After you have your answers, review the same questions with another consultant a.k.a., a second opinion. If there’s any disagreement, ask your consultant what makes her feel this way when another doctor would make a different recommendation.
As for comfort, find a good support group or a therapist who is familiar with your condition. Be careful, however, not to dwell on your feelings of helplessness, because they can make you helpless if you believe in them. Follow your usual procedure for figuring out medical problems, and you will never be helpless.
By the end of this process, you will know all you need to know to make a good, competent decision. Your doctor may never truly understand your pain, but if you have a strong understanding of your options and risks, you’ll have a better chance of finding the right treatment together.
STATEMENT:
“I can’t stand the way Lyme has sapped my vitality and changed my life, but I know everything I need to know about. There is no good treatment that I will not try, while I make whatever adjustments my symptoms force me to make in order to continue on with my life.”
My mother died several years ago and I’m glad my father remarried someone who loves him and looks after him. I’m also glad that I’m an independent adult in my 20s, because this woman seems really controlling and humorless and constantly gets on my nerves. I find myself irritated because she’s always trying too hard to get to know me or make me laugh, and then seems to get passive-aggressive when we can’t connect. She’s just not someone I take to, so I don’t like it when she quizzes me or tries to show that she understands what I mean. She’s probably pushing so hard because she cares about my dad, but I wish she would just keep her distance. My goal is to get her to give up on trying to bond with me and just be comfortably distant together.
You’re fortunate in your ability to respect and support your stepmother’s role as your father’s partner without needing to get close to her. Unfortunately, she doesn’t have that ability, and her efforts to get close to you get under your skin as much as her inability to bond with you gets under hers.

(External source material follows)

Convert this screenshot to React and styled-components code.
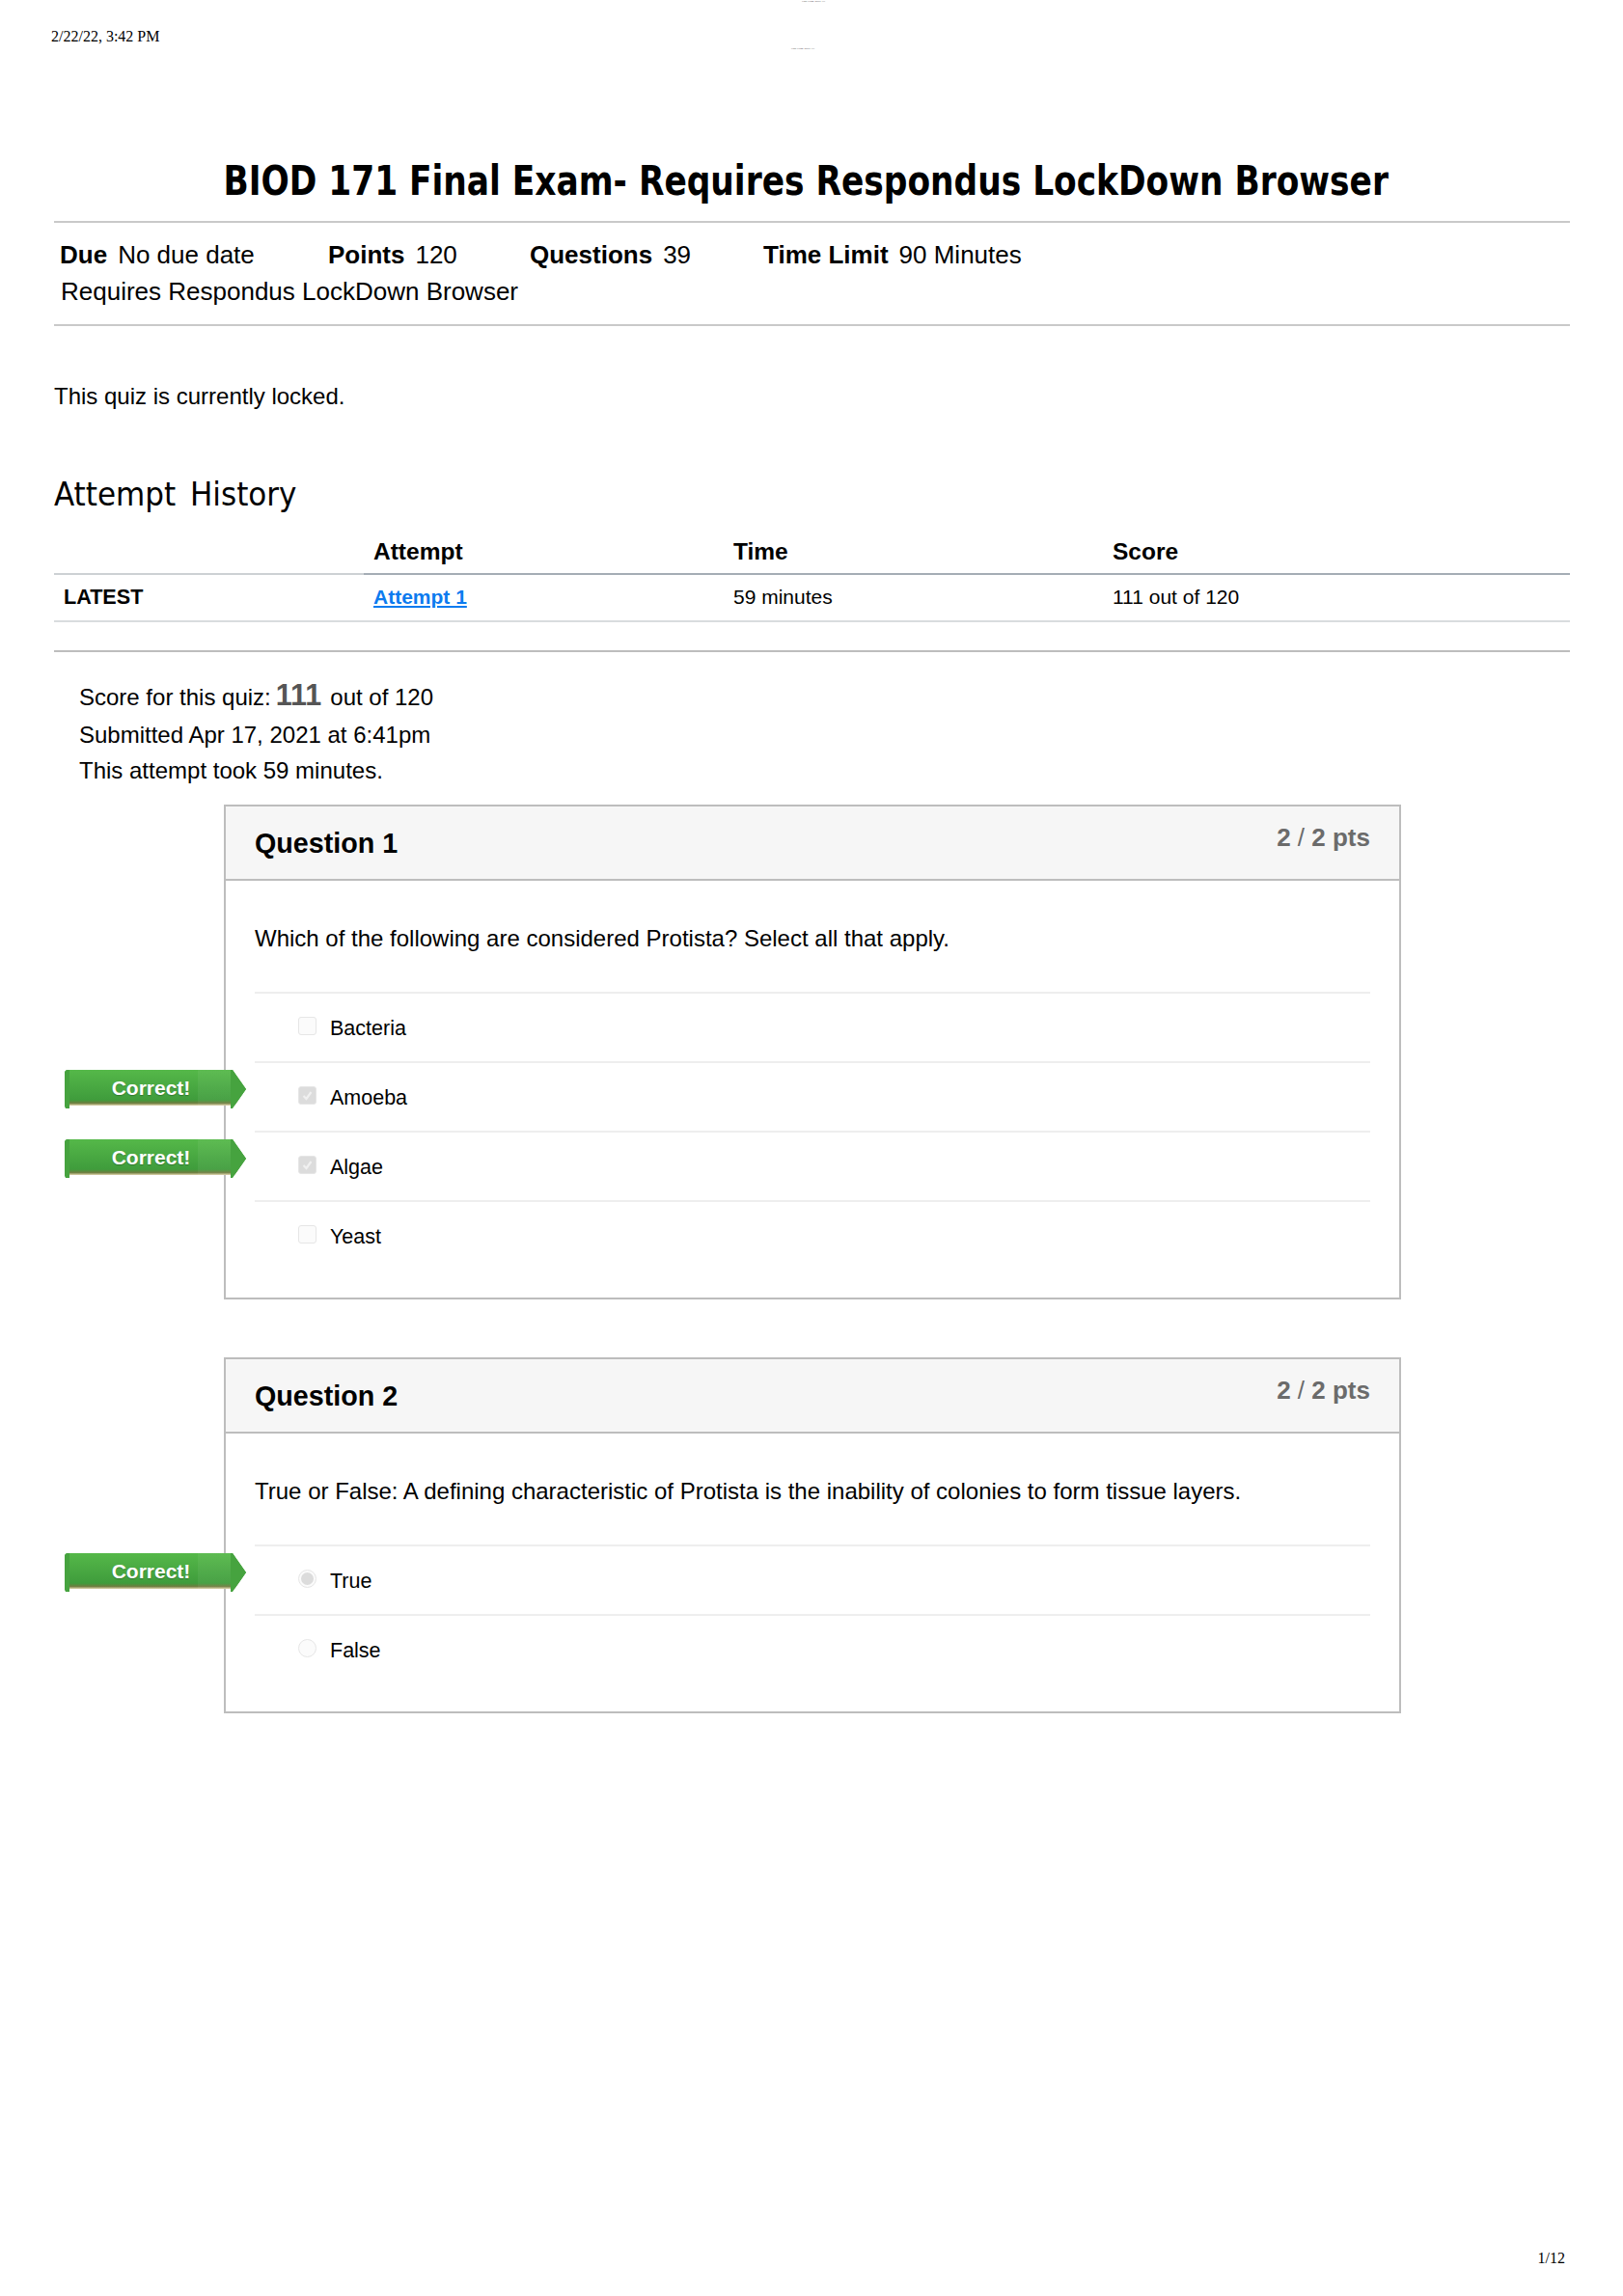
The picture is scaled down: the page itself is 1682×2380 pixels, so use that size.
import React from 'react';
import styled, { createGlobalStyle } from 'styled-components';

const GlobalStyle = createGlobalStyle`
  html, body { margin: 0; padding: 0; background: #fff; }
  body { font-family: 'Liberation Sans', Arial, sans-serif; color: #000; }
`;

const Page = styled.div`
  width: 1682px;
  height: 2380px;
  box-sizing: border-box;
  display: flex;
  flex-direction: column;
  padding: 0 55px 0 56px;
  overflow: hidden;
`;

const TinyLine = styled.div`
  height: 4px;
  line-height: 4px;
  font-size: 2.6px;
  color: #444;
  font-family: 'Liberation Serif', serif;
  margin-top: ${p => p.$top || 0}px;
  padding-left: ${p => p.$left}px;
`;

const DateLine = styled.div`
  margin: 24px 0 0 -3px;
  line-height: 20px;
  font-family: 'Liberation Serif', serif;
  font-size: 16px;
`;

const Title = styled.h1`
  margin: 110px 0 0;
  line-height: 50px;
  text-align: center;
  white-space: nowrap;
  font-family: 'DejaVu Sans', sans-serif;
  font-stretch: condensed;
  font-weight: 700;
  font-size: 42.5px;
  padding-right: 14px;
  transform: scaleX(0.9);
`;

const Rule = styled.div`
  height: 2px;
  background: ${p => p.$color || '#c9c9c9'};
  margin-top: ${p => p.$top}px;
`;

const InfoRow = styled.div`
  display: flex;
  margin-top: 14px;
  padding-left: 6px;
  line-height: 38px;
  font-size: 26px;
`;

const InfoItem = styled.div`
  width: ${p => p.$w}px;
  b { margin-right: 11px; }
`;

const InfoNote = styled.div`
  padding-left: 7px;
  line-height: 38px;
  font-size: 26px;
`;

const Locked = styled.p`
  margin: 55px 0 0;
  line-height: 36px;
  font-size: 24px;
`;

const SectionTitle = styled.h2`
  margin: 58px 0 0;
  line-height: 50px;
  font-family: 'DejaVu Sans', sans-serif;
  font-stretch: condensed;
  font-weight: 400;
  font-size: 34.5px;
  word-spacing: 5px;
`;

const Table = styled.div`
  margin-top: 13px;
  display: grid;
  grid-template-columns: 321px 373px 393px 1fr;
`;

const HeadCell = styled.div`
  height: 44px;
  line-height: 44px;
  padding-left: 10px;
  font-size: 24.5px;
  font-weight: 700;
  border-bottom: 2px solid ${p => (p.$blank ? '#cdd1d4' : '#a5adb5')};
`;

const BodyCell = styled.div`
  height: 47px;
  line-height: 46px;
  padding-left: 10px;
  font-size: ${p => (p.$bold ? 21.6 : 21)}px;
  font-weight: ${p => (p.$bold ? 700 : 400)};
  border-bottom: 2px solid #d9dcde;
  a { color: #0c7bef; font-weight: 700; text-decoration: underline; }
`;

const Summary = styled.div`
  margin-top: ${p => p.$top || 0}px;
  padding-left: 26px;
  line-height: ${p => p.$lh}px;
  font-size: 24px;
  b { font-size: 30.5px; line-height: 0; font-weight: 700; color: #555; margin: 0 9px 0 5px; }
`;

const QuestionBox = styled.section`
  width: 1220px;
  margin: ${p => p.$top}px 0 0 176px;
  box-sizing: border-box;
  border: 2px solid #bdbdbd;
  padding-bottom: ${p => p.$bottom}px;
`;

const QuestionHead = styled.header`
  height: 75px;
  display: flex;
  justify-content: space-between;
  padding: 0 30px;
  background: #f6f6f6;
  border-bottom: 2px solid #bdbdbd;
`;

const QuestionName = styled.div`
  padding-top: 21px;
  line-height: 34px;
  font-size: 28.7px;
  font-weight: 700;
`;

const QuestionPts = styled.div`
  padding-top: 17px;
  line-height: 30px;
  font-size: 26px;
  font-weight: 700;
  color: #6b6b6b;
  span { font-weight: 400; }
`;

const QuestionText = styled.p`
  margin: 0;
  padding: 42px 30px 0;
  height: 73px;
  line-height: 36px;
  font-size: 24px;
`;

const Answers = styled.div`
  margin: 0 30px;
`;

const AnswerRow = styled.div`
  position: relative;
  height: 70px;
  border-top: 2px solid #eeeeee;
  display: flex;
  align-items: center;
  padding-left: 45px;
  font-size: 21.5px;
`;

const AnswerLabel = styled.span`
  margin-top: 2px;
`;

const Check = styled.span`
  width: 19px;
  height: 19px;
  box-sizing: border-box;
  margin: -4px 14px 0 0;
  border: 1px solid #e6e6e6;
  border-radius: ${p => (p.$round ? '50%' : '3px')};
  background: ${p => (p.$checked && !p.$round ? '#dcdcdc' : '#fbfbfb')};
  display: flex;
  align-items: center;
  justify-content: center;
`;

const RadioDot = styled.span`
  width: 13px;
  height: 13px;
  border-radius: 50%;
  background: #dcdcdc;
`;

const Badge = styled.div`
  position: absolute;
  left: -197px;
  top: 7px;
  width: 188px;
  height: 40px;
  box-sizing: border-box;
  padding-right: 9px;
  text-align: center;
  line-height: 38px;
  font-size: 21px;
  font-weight: 700;
  color: #fff;
  text-shadow: 0 1px 1px rgba(0, 0, 0, 0.25);
  background:
    linear-gradient(to right, #46a33f 0 5px, transparent 5px 172px, #46a33f 172px),
    linear-gradient(to right, transparent 138px, rgba(255, 255, 255, 0.05) 138px 172px, transparent 172px),
    linear-gradient(#55b849 0%, #3f9c3c 78%, #6d7d3f 86%, #d8cfa6 92%, #fff 93%);
  clip-path: polygon(0 2px, 2px 0, 174px 0, 188px 20px, 174px 40px, 172px 40px, 172px 37px, 5px 37px, 5px 40px, 1px 40px, 0 38px);
`;

const PageNumber = styled.div`
  margin-top: auto;
  margin-bottom: 29px;
  padding-right: 5px;
  text-align: right;
  line-height: 20px;
  font-family: 'Liberation Serif', serif;
  font-size: 16px;
`;

function CheckMark() {
  return (
    <svg width="13" height="13" viewBox="0 0 13 13">
      <path d="M2.5 7l3 3 5-7" fill="none" stroke="#f0f0f0" strokeWidth="2.2" />
    </svg>
  );
}

function Answer({ label, checked, round, correct }) {
  return (
    <AnswerRow>
      {correct && <Badge>Correct!</Badge>}
      <Check $checked={checked} $round={round}>
        {checked && (round ? <RadioDot /> : <CheckMark />)}
      </Check>
      <AnswerLabel>{label}</AnswerLabel>
    </AnswerRow>
  );
}

function Question({ name, text, top, bottom, children }) {
  return (
    <QuestionBox $top={top} $bottom={bottom}>
      <QuestionHead>
        <QuestionName>{name}</QuestionName>
        <QuestionPts>2 <span>/</span> 2 pts</QuestionPts>
      </QuestionHead>
      <QuestionText>{text}</QuestionText>
      <Answers>{children}</Answers>
    </QuestionBox>
  );
}

export default function App() {
  return (
    <Page>
      <GlobalStyle />
      <TinyLine $left={775}>Final Exam: BIOD 171</TinyLine>
      <DateLine>2/22/22, 3:42 PM</DateLine>
      <TinyLine $left={764} $top={1}>Final Exam: BIOD 171</TinyLine>
      <Title>BIOD 171 Final Exam- Requires Respondus LockDown Browser</Title>
      <Rule $top={16} />
      <InfoRow>
        <InfoItem $w={278}><b>Due</b>No due date</InfoItem>
        <InfoItem $w={209}><b>Points</b>120</InfoItem>
        <InfoItem $w={242}><b>Questions</b>39</InfoItem>
        <InfoItem><b>Time Limit</b>90 Minutes</InfoItem>
      </InfoRow>
      <InfoNote>Requires Respondus LockDown Browser</InfoNote>
      <Rule $top={15} />
      <Locked>This quiz is currently locked.</Locked>
      <SectionTitle>Attempt History</SectionTitle>
      <Table>
        <HeadCell $blank />
        <HeadCell>Attempt</HeadCell>
        <HeadCell>Time</HeadCell>
        <HeadCell>Score</HeadCell>
        <BodyCell $bold>LATEST</BodyCell>
        <BodyCell><a href="#attempt">Attempt 1</a></BodyCell>
        <BodyCell>59 minutes</BodyCell>
        <BodyCell>111 out of 120</BodyCell>
      </Table>
      <Rule $top={29} $color="#bdbdbd" />
      <Summary $top={27} $lh={40}>Score for this quiz:<b>111</b>out of 120</Summary>
      <Summary $lh={38}>Submitted Apr 17, 2021 at 6:41pm</Summary>
      <Summary $lh={36}>This attempt took 59 minutes.</Summary>
      <Question
        name="Question 1"
        text="Which of the following are considered Protista? Select all that apply."
        top={17}
        bottom={29}
      >
        <Answer label="Bacteria" />
        <Answer label="Amoeba" checked correct />
        <Answer label="Algae" checked correct />
        <Answer label="Yeast" />
      </Question>
      <Question
        name="Question 2"
        text="True or False: A defining characteristic of Protista is the inability of colonies to form tissue layers."
        top={60}
        bottom={29}
      >
        <Answer label="True" round checked correct />
        <Answer label="False" round />
      </Question>
      <PageNumber>1/12</PageNumber>
    </Page>
  );
}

The more you rebuff her efforts, the harder she’s driven to mend what feels broken to her, but isn’t to you or perhaps anyone else.
As you’ve said, her attempts to solve the problem by trying harder to know you just creep you out. You don’t intend to cause her pain, but it’s not your responsibility to make her feel comfortable by pretending to have a warm, close relationship that isn’t real.
You’re right not to talk about the absence of good chemistry between you; you don’t mean it as criticism, but saying anything negative may make her feel it’s her job to create good chemistry, and so she’ll respond as if you’ve told her she’s failed.
Instead, prepare a positive statement about the pleasure you take in her having a good relationship with your father and how happy you are that she’s joined the family. If she finds your stand-off-ish style disturbing, you’re sure she’ll learn, in time, that that’s just your style, it’s not personal, and that your feelings are positive, if not obvious to her.
If she or your father tell you that they wish the relationship was warmer, share your positive statement. Then try to be as friendly and polite as you would if you were a hotel concierge dealing with guests. Yes, it’s hard not to relax at your family home, but that’s the cost of being an adult: managing your behavior carefully with family, because your real home is one you define more narrowly and exclusively.
You may not be able to make your stepmother more comfortable by forging a deeper understanding between the two of you, but you can protect both of you from an unpleasant forced relationship by coming to understand and respect your differences.
STATEMENT:
“I wish I felt more warmly towards my stepmother, and her efforts to be close are annoying, but I’m delighted that she’s good for my father so I will maintain a polite exterior while I try to build a family of my own.”